Stored data:
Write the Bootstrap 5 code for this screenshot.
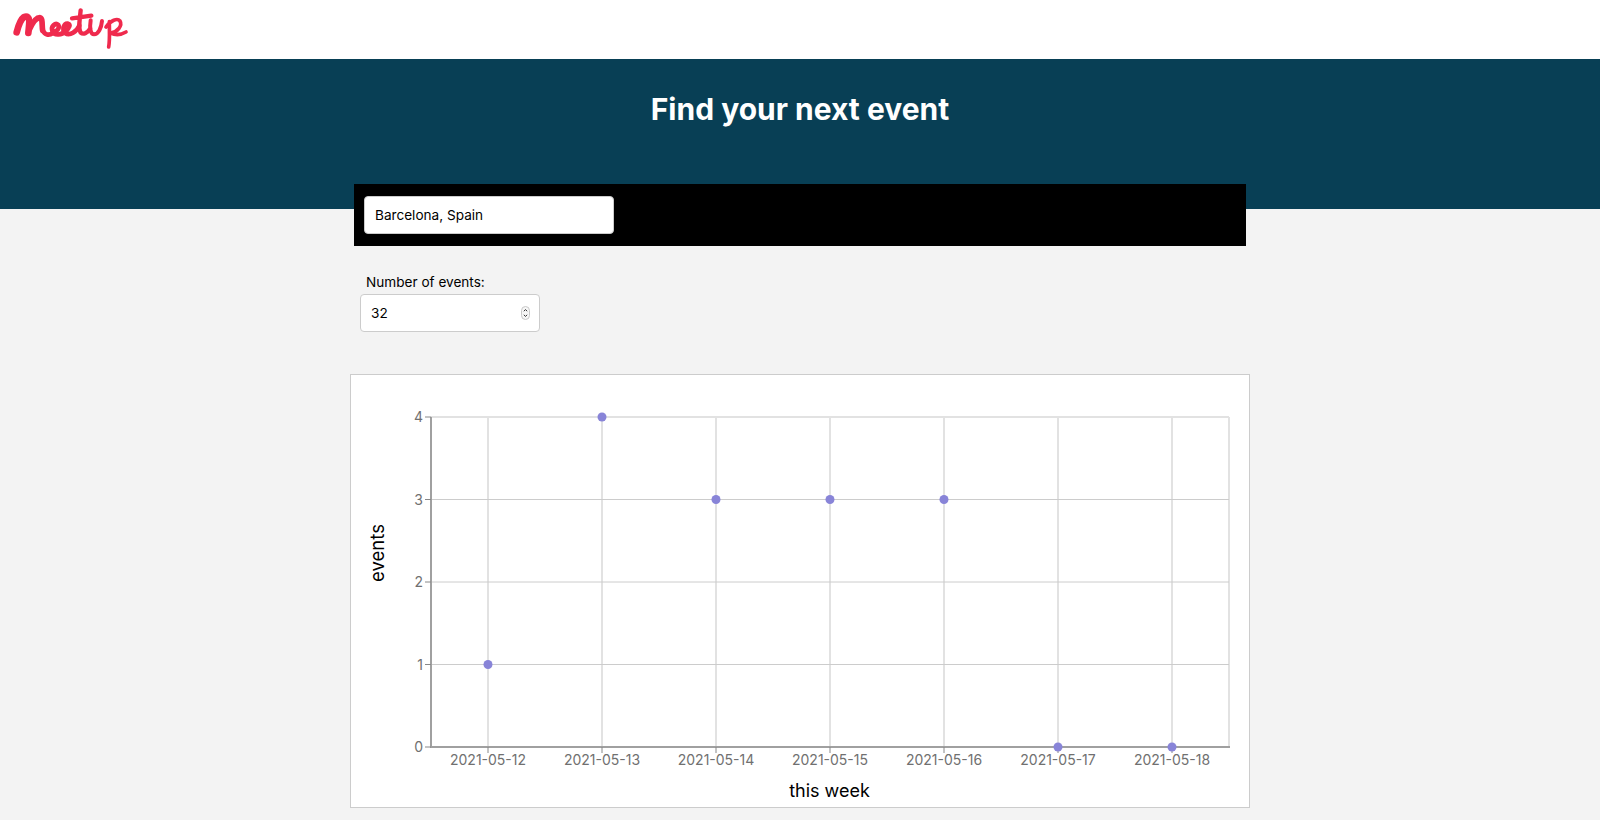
<!DOCTYPE html>
<html lang="en">
<head>
    <meta charset="UTF-8">
    <meta name="viewport" content="width=device-width, initial-scale=1.0">
    <title>Meetup</title>
    <link href="https://cdn.jsdelivr.net/npm/bootstrap@5.3.3/dist/css/bootstrap.min.css" rel="stylesheet">
    <style>
        body {
            background-color: #f3f3f3;
            font-family: Inter, "Liberation Sans", sans-serif;
            color: #000;
        }

        .top-bar {
            height: 59px;
            padding: 5px 0 0 10px;
        }

        .top-bar svg {
            display: block;
        }

        .hero {
            height: 150px;
            background-color: #083f55;
            padding-top: 30px;
        }

        .hero h1 {
            font-size: 30px;
            font-weight: 700;
            line-height: 40px;
        }

        .page-col {
            width: 900px;
            margin: 0 auto;
        }

        .search-strip {
            width: 892px;
            height: 62px;
            margin: -25px 0 0 4px;
            padding: 12px 10px;
            background: #000;
            position: relative;
        }

        .city-input {
            width: 250px;
            height: 38px;
            padding: 0 10px;
            font-size: 13.6px;
            color: #000;
            border: 1px solid #ccc;
            border-radius: 4px;
        }

        .count-wrap {
            width: 180px;
            margin: 26px 0 0 10px;
        }

        .count-wrap label {
            display: block;
            font-size: 13.6px;
            line-height: 20px;
            margin: 0 0 2px 6px;
        }

        .count-field {
            height: 38px;
            padding: 0 9px 0 10px;
            font-size: 13.6px;
            background: #fff;
            border: 1px solid #ccc;
            border-radius: 4px;
        }

        .chart-box {
            height: 434px;
            margin-top: 42px;
            background: #fff;
            border: 1px solid #ccc;
        }

        .chart-box svg {
            display: block;
        }
    </style>
</head>
<body>
    <div class="top-bar bg-white">
        <svg width="120" height="48" viewBox="0 0 360 144" fill="none" stroke="#ef2a4d" stroke-linecap="round" stroke-linejoin="round">
            <path stroke-width="20" d="M20 82C25 62 31 44 42 36C52 32 58 38 58 48C58 60 56 72 55 84"/>
            <path stroke-width="17" d="M58 74C66 56 78 38 90 38C99 40 95 62 98 76"/>
            <path stroke-width="14" d="M98 76C104 90 116 92 130 84C142 78 150 68 145 60C136 52 122 64 127 78C134 94 155 90 168 78C178 68 183 58 174 56C162 54 155 74 165 84C180 94 200 80 208 62"/>
            <path stroke-width="13" d="M212 16C209 46 204 72 212 83C220 90 232 84 240 72M186 40C206 38 226 35 244 32"/>
            <path stroke-width="12" d="M242 46C238 70 242 88 252 88C266 88 274 68 276 48"/>
            <path stroke-width="11" d="M298 50C298 78 300 104 296 126M288 66C302 46 322 38 330 48C338 62 322 82 302 84C318 92 336 88 348 81"/>
        </svg>
    </div>

    <div class="hero text-center text-white">
        <h1 class="m-0">Find your next event</h1>
    </div>

    <div class="page-col">
        <div class="search-strip">
            <input class="city-input d-block bg-white" type="text" value="Barcelona, Spain">
        </div>

        <div class="count-wrap">
            <label for="eventCount">Number of events:</label>
            <div id="eventCount" class="count-field d-flex align-items-center justify-content-between">
                <span>32</span>
                <svg width="9" height="14" viewBox="0 0 9 14" fill="none">
                    <rect x="0.5" y="0.5" width="8" height="13" rx="4" fill="#f6f6f6" stroke="#c8c8c8"/>
                    <path d="M2.8 5.2L4.5 3.6L6.2 5.2M2.8 8.8L4.5 10.4L6.2 8.8" stroke="#333"/>
                </svg>
            </div>
        </div>

        <div class="chart-box">
            <svg id="chart" width="898" height="432" font-family="Inter, sans-serif"></svg>
        </div>
    </div>

    <script>
        // chart box starts at 351,375 on the page
        const plot = { left: 80, right: 878, top: 42, bottom: 372 };
        const dates = ['2021-05-12', '2021-05-13', '2021-05-14', '2021-05-15', '2021-05-16', '2021-05-17', '2021-05-18'];
        const counts = [1, 4, 3, 3, 3, 0, 0];
        const xAt = i => 137 + i * 114;
        const yAt = v => plot.bottom - v * (plot.bottom - plot.top) / 4;

        let out = '';
        dates.forEach((d, i) => {
            out += `<line x1="${xAt(i)}" y1="${plot.top}" x2="${xAt(i)}" y2="${plot.bottom}" stroke="#e2e2e2" stroke-width="2"/>`;
        });
        out += `<line x1="${plot.right}" y1="${plot.top}" x2="${plot.right}" y2="${plot.bottom}" stroke="#e2e2e2" stroke-width="2"/>`;
        [1, 2, 3, 4].forEach(v => {
            out += `<line x1="${plot.left}" y1="${yAt(v)}" x2="${plot.right}" y2="${yAt(v)}" stroke="${v === 4 ? '#e2e2e2' : '#ccc'}" stroke-width="${v === 4 ? 2 : 1}"/>`;
        });
        out += `<path d="M${plot.left} ${plot.top}V${plot.bottom}H${plot.right + 1}" fill="none" stroke="#a0a0a0" stroke-width="2"/>`;
        [0, 1, 2, 3, 4].forEach(v => {
            out += `<line x1="${plot.left - 6}" y1="${yAt(v)}" x2="${plot.left}" y2="${yAt(v)}" stroke="#888"/>`;
            out += `<text x="${plot.left - 8}" y="${yAt(v) + 5}" text-anchor="end" font-size="14" fill="#707070">${v}</text>`;
        });
        dates.forEach((d, i) => {
            out += `<line x1="${xAt(i)}" y1="${plot.bottom}" x2="${xAt(i)}" y2="${plot.bottom + 6}" stroke="#888"/>`;
            out += `<text x="${xAt(i)}" y="${plot.bottom + 18}" text-anchor="middle" font-size="14" fill="#707070">${d}</text>`;
        });
        counts.forEach((c, i) => {
            out += `<circle cx="${xAt(i)}" cy="${yAt(c)}" r="4.5" fill="#8884d8"/>`;
        });
        out += `<text x="478.5" y="422" text-anchor="middle" font-size="18" fill="#000">this week</text>`;
        out += `<text transform="translate(33 178) rotate(-90)" text-anchor="middle" font-size="18.5" fill="#000">events</text>`;
        document.getElementById('chart').innerHTML = out;
    </script>

    <script src="https://cdn.jsdelivr.net/npm/bootstrap@5.3.3/dist/js/bootstrap.bundle.min.js"></script>
</body>
</html>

What the task requires: Skipping the pictures, transcribe each line above exactly as it appears.

Response to this task:
Write the Bootstrap 5 code for this screenshot.
<!DOCTYPE html>
<html lang="en">
<head>
    <meta charset="UTF-8">
    <meta name="viewport" content="width=device-width, initial-scale=1.0">
    <title>Meetup</title>
    <link href="https://cdn.jsdelivr.net/npm/bootstrap@5.3.3/dist/css/bootstrap.min.css" rel="stylesheet">
    <style>
        body {
            background-color: #f3f3f3;
            font-family: Inter, "Liberation Sans", sans-serif;
            color: #000;
        }

        .top-bar {
            height: 59px;
            padding: 5px 0 0 10px;
        }

        .top-bar svg {
            display: block;
        }

        .hero {
            height: 150px;
            background-color: #083f55;
            padding-top: 30px;
        }

        .hero h1 {
            font-size: 30px;
            font-weight: 700;
            line-height: 40px;
        }

        .page-col {
            width: 900px;
            margin: 0 auto;
        }

        .search-strip {
            width: 892px;
            height: 62px;
            margin: -25px 0 0 4px;
            padding: 12px 10px;
            background: #000;
            position: relative;
        }

        .city-input {
            width: 250px;
            height: 38px;
            padding: 0 10px;
            font-size: 13.6px;
            color: #000;
            border: 1px solid #ccc;
            border-radius: 4px;
        }

        .count-wrap {
            width: 180px;
            margin: 26px 0 0 10px;
        }

        .count-wrap label {
            display: block;
            font-size: 13.6px;
            line-height: 20px;
            margin: 0 0 2px 6px;
        }

        .count-field {
            height: 38px;
            padding: 0 9px 0 10px;
            font-size: 13.6px;
            background: #fff;
            border: 1px solid #ccc;
            border-radius: 4px;
        }

        .chart-box {
            height: 434px;
            margin-top: 42px;
            background: #fff;
            border: 1px solid #ccc;
        }

        .chart-box svg {
            display: block;
        }
    </style>
</head>
<body>
    <div class="top-bar bg-white">
        <svg width="120" height="48" viewBox="0 0 360 144" fill="none" stroke="#ef2a4d" stroke-linecap="round" stroke-linejoin="round">
            <path stroke-width="20" d="M20 82C25 62 31 44 42 36C52 32 58 38 58 48C58 60 56 72 55 84"/>
            <path stroke-width="17" d="M58 74C66 56 78 38 90 38C99 40 95 62 98 76"/>
            <path stroke-width="14" d="M98 76C104 90 116 92 130 84C142 78 150 68 145 60C136 52 122 64 127 78C134 94 155 90 168 78C178 68 183 58 174 56C162 54 155 74 165 84C180 94 200 80 208 62"/>
            <path stroke-width="13" d="M212 16C209 46 204 72 212 83C220 90 232 84 240 72M186 40C206 38 226 35 244 32"/>
            <path stroke-width="12" d="M242 46C238 70 242 88 252 88C266 88 274 68 276 48"/>
            <path stroke-width="11" d="M298 50C298 78 300 104 296 126M288 66C302 46 322 38 330 48C338 62 322 82 302 84C318 92 336 88 348 81"/>
        </svg>
    </div>

    <div class="hero text-center text-white">
        <h1 class="m-0">Find your next event</h1>
    </div>

    <div class="page-col">
        <div class="search-strip">
            <input class="city-input d-block bg-white" type="text" value="Barcelona, Spain">
        </div>

        <div class="count-wrap">
            <label for="eventCount">Number of events:</label>
            <div id="eventCount" class="count-field d-flex align-items-center justify-content-between">
                <span>32</span>
                <svg width="9" height="14" viewBox="0 0 9 14" fill="none">
                    <rect x="0.5" y="0.5" width="8" height="13" rx="4" fill="#f6f6f6" stroke="#c8c8c8"/>
                    <path d="M2.8 5.2L4.5 3.6L6.2 5.2M2.8 8.8L4.5 10.4L6.2 8.8" stroke="#333"/>
                </svg>
            </div>
        </div>

        <div class="chart-box">
            <svg id="chart" width="898" height="432" font-family="Inter, sans-serif"></svg>
        </div>
    </div>

    <script>
        // chart box starts at 351,375 on the page
        const plot = { left: 80, right: 878, top: 42, bottom: 372 };
        const dates = ['2021-05-12', '2021-05-13', '2021-05-14', '2021-05-15', '2021-05-16', '2021-05-17', '2021-05-18'];
        const counts = [1, 4, 3, 3, 3, 0, 0];
        const xAt = i => 137 + i * 114;
        const yAt = v => plot.bottom - v * (plot.bottom - plot.top) / 4;

        let out = '';
        dates.forEach((d, i) => {
            out += `<line x1="${xAt(i)}" y1="${plot.top}" x2="${xAt(i)}" y2="${plot.bottom}" stroke="#e2e2e2" stroke-width="2"/>`;
        });
        out += `<line x1="${plot.right}" y1="${plot.top}" x2="${plot.right}" y2="${plot.bottom}" stroke="#e2e2e2" stroke-width="2"/>`;
        [1, 2, 3, 4].forEach(v => {
            out += `<line x1="${plot.left}" y1="${yAt(v)}" x2="${plot.right}" y2="${yAt(v)}" stroke="${v === 4 ? '#e2e2e2' : '#ccc'}" stroke-width="${v === 4 ? 2 : 1}"/>`;
        });
        out += `<path d="M${plot.left} ${plot.top}V${plot.bottom}H${plot.right + 1}" fill="none" stroke="#a0a0a0" stroke-width="2"/>`;
        [0, 1, 2, 3, 4].forEach(v => {
            out += `<line x1="${plot.left - 6}" y1="${yAt(v)}" x2="${plot.left}" y2="${yAt(v)}" stroke="#888"/>`;
            out += `<text x="${plot.left - 8}" y="${yAt(v) + 5}" text-anchor="end" font-size="14" fill="#707070">${v}</text>`;
        });
        dates.forEach((d, i) => {
            out += `<line x1="${xAt(i)}" y1="${plot.bottom}" x2="${xAt(i)}" y2="${plot.bottom + 6}" stroke="#888"/>`;
            out += `<text x="${xAt(i)}" y="${plot.bottom + 18}" text-anchor="middle" font-size="14" fill="#707070">${d}</text>`;
        });
        counts.forEach((c, i) => {
            out += `<circle cx="${xAt(i)}" cy="${yAt(c)}" r="4.5" fill="#8884d8"/>`;
        });
        out += `<text x="478.5" y="422" text-anchor="middle" font-size="18" fill="#000">this week</text>`;
        out += `<text transform="translate(33 178) rotate(-90)" text-anchor="middle" font-size="18.5" fill="#000">events</text>`;
        document.getElementById('chart').innerHTML = out;
    </script>

    <script src="https://cdn.jsdelivr.net/npm/bootstrap@5.3.3/dist/js/bootstrap.bundle.min.js"></script>
</body>
</html>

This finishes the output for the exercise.